Paul did not do well in high school and in elementary school teachers wanted to hold him back. Perhaps he was like one of those intelligent kids who know instinctively that SAT prep, endless worksheets and things like them are gigantic wastes of time and antithetical to everything that makes education interesting. As he says in the article, "I didn't do well with the structured way things are taught in school. I liked the more free-form, hands-on way of learning, like we did at home." Imagine that! Kids trying to learn on their own! Running around as their curiosity and interest lead them!

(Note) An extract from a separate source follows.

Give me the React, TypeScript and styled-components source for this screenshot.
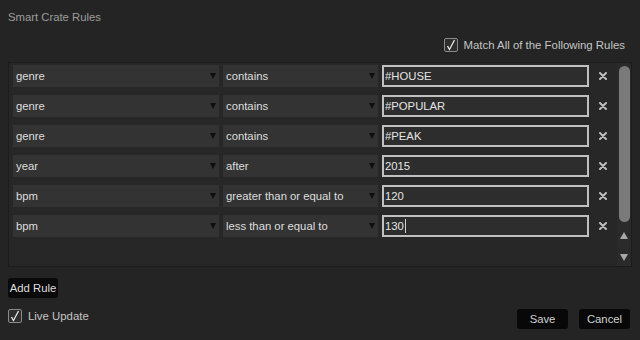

It scares people now when kids are like that--there's no way to measure "outcomes," no number that can be used to sum up progress, no "metrics" to gauge how each step is evaluated. You sort of have to leave things to chance, inspiration, and a love of learning (which test prep decidedly is not) and that's never going to get your kids into the Ivy League! They might end up at Northern Illinois, for God's sake! And then what would happen to them!!!!!

1 comment:

Shelley said...

Will, there are lots of people in education who feel, as you do, that we need to work to support students' love of learning. There are plenty of parents for whom that's a top priority as well. The challenge is helping folks find other like-minded souls so that we can help move our schools forward.

I'm following Scott McLeod, Will Richardson, and Steve Hargadon (among others!) on these issues; who are the folks you'd recommend learning from?